Work required:
Reproduce, character for character, the lines below from the first through the one with "import React from". Leave pictures out.

------------------------------

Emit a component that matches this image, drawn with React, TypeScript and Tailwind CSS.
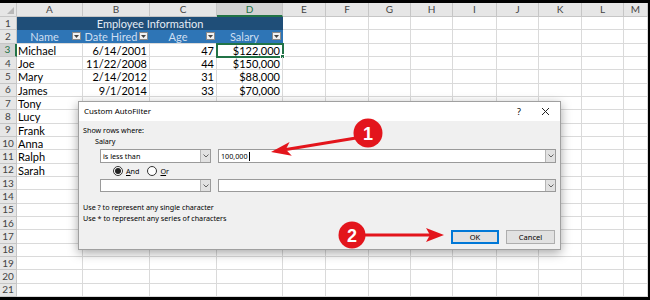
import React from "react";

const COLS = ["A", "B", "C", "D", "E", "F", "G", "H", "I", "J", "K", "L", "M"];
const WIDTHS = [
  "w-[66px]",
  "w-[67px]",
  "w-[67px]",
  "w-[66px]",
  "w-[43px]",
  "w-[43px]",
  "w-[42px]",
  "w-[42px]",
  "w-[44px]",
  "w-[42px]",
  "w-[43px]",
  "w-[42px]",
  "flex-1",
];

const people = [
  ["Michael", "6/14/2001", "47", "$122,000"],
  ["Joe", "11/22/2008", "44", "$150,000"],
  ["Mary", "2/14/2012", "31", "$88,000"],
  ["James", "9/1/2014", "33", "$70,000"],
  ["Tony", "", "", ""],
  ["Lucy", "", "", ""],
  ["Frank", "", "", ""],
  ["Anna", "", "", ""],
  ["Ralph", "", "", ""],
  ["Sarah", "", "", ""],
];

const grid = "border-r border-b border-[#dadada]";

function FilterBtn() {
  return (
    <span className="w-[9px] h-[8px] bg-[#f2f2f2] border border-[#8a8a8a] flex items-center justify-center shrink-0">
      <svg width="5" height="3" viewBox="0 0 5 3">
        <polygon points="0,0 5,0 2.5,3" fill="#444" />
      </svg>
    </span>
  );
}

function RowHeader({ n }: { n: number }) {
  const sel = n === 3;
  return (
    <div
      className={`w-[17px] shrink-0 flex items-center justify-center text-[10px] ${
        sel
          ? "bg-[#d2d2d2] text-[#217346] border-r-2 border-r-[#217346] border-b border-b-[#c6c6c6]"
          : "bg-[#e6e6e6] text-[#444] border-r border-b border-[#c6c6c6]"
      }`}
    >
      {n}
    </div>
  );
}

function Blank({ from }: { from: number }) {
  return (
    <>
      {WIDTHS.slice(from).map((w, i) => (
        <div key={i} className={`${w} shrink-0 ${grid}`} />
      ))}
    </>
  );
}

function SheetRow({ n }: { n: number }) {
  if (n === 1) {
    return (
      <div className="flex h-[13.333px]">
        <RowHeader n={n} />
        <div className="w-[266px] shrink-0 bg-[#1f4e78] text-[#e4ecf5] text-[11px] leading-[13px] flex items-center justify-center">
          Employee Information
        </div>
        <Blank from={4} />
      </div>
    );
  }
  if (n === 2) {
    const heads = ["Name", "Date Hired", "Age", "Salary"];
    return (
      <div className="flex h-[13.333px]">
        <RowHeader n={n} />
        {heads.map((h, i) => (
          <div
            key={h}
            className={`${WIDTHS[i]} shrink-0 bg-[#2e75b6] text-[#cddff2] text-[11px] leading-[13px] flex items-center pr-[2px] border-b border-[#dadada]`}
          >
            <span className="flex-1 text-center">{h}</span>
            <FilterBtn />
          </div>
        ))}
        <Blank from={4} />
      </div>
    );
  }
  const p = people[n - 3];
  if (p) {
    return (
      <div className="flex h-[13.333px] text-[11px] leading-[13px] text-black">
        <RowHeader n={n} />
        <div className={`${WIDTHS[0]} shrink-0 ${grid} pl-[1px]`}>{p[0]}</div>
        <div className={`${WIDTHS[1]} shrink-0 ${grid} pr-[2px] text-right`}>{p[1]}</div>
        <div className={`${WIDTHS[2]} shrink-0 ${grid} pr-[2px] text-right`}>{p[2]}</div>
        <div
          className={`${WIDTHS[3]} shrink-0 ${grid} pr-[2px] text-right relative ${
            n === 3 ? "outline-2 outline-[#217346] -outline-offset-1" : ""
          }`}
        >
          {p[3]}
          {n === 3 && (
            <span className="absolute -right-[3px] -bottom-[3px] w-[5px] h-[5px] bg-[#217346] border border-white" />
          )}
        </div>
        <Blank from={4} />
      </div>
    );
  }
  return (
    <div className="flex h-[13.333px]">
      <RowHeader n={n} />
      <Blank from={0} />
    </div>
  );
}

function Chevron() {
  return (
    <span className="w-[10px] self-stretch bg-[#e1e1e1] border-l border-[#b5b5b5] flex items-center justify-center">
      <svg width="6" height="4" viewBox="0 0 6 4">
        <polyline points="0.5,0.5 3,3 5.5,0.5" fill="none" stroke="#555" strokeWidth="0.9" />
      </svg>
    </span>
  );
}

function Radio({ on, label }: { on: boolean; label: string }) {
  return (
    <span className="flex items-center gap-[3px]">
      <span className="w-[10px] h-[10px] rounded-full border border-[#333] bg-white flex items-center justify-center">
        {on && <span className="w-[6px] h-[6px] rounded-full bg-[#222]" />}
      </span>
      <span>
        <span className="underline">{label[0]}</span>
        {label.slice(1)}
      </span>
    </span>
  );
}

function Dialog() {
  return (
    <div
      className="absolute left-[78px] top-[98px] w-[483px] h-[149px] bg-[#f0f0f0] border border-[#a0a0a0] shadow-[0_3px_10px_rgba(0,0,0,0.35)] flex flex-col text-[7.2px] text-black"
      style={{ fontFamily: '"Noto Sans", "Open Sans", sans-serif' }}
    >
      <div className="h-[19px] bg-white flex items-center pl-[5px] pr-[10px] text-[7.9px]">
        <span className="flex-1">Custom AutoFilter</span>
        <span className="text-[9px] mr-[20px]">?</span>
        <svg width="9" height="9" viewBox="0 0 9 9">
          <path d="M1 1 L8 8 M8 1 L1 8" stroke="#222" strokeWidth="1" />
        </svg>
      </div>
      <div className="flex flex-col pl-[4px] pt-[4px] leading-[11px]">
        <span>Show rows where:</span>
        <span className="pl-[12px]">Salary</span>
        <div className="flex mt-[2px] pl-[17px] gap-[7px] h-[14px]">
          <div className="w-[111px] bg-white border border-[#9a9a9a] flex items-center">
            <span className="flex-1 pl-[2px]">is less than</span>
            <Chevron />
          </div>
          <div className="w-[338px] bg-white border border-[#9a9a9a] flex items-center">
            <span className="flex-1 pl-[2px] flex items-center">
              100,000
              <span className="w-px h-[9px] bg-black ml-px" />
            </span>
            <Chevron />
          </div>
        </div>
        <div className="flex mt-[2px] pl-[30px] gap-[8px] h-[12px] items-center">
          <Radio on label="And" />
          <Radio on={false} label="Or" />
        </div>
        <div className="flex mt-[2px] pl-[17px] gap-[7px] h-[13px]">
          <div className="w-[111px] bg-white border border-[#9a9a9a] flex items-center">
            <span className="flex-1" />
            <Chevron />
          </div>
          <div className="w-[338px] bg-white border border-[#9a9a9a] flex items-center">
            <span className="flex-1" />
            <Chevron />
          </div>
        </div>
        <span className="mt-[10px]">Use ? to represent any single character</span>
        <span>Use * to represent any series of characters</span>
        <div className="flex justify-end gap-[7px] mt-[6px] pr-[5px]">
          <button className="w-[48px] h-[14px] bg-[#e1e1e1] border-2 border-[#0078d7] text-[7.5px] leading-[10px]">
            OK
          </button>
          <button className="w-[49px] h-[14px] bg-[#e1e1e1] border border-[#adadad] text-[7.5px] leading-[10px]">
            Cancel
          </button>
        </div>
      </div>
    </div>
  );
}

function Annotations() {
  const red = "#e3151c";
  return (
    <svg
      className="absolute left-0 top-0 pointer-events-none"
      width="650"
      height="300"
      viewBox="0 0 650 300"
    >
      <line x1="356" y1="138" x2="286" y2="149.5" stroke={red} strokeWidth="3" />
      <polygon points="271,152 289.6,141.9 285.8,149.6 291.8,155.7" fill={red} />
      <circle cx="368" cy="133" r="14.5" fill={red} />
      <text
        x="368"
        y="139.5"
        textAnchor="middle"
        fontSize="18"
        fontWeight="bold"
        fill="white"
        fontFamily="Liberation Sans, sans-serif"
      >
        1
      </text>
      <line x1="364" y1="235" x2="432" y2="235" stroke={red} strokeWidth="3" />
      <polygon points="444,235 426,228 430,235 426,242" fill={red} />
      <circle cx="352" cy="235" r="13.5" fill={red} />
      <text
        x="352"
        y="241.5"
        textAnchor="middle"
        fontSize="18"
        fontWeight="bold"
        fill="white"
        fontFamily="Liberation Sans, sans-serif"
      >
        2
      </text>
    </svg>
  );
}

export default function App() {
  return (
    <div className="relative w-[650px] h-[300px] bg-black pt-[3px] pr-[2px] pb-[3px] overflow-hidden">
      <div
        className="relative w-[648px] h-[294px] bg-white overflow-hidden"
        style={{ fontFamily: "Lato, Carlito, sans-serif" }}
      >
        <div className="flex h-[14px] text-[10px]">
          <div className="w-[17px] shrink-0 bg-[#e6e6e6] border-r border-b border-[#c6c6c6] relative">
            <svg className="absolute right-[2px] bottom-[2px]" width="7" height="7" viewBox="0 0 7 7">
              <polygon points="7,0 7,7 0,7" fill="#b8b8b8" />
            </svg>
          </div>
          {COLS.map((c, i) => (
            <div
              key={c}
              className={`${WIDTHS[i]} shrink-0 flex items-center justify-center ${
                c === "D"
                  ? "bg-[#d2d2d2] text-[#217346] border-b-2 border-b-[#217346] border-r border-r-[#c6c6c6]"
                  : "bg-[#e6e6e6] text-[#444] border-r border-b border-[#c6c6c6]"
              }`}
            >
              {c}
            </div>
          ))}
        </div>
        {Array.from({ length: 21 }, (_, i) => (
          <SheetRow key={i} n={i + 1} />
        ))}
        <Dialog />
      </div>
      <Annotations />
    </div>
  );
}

------------------------------

Result:
Emit a component that matches this image, drawn with React, TypeScript and Tailwind CSS.
import React from "react";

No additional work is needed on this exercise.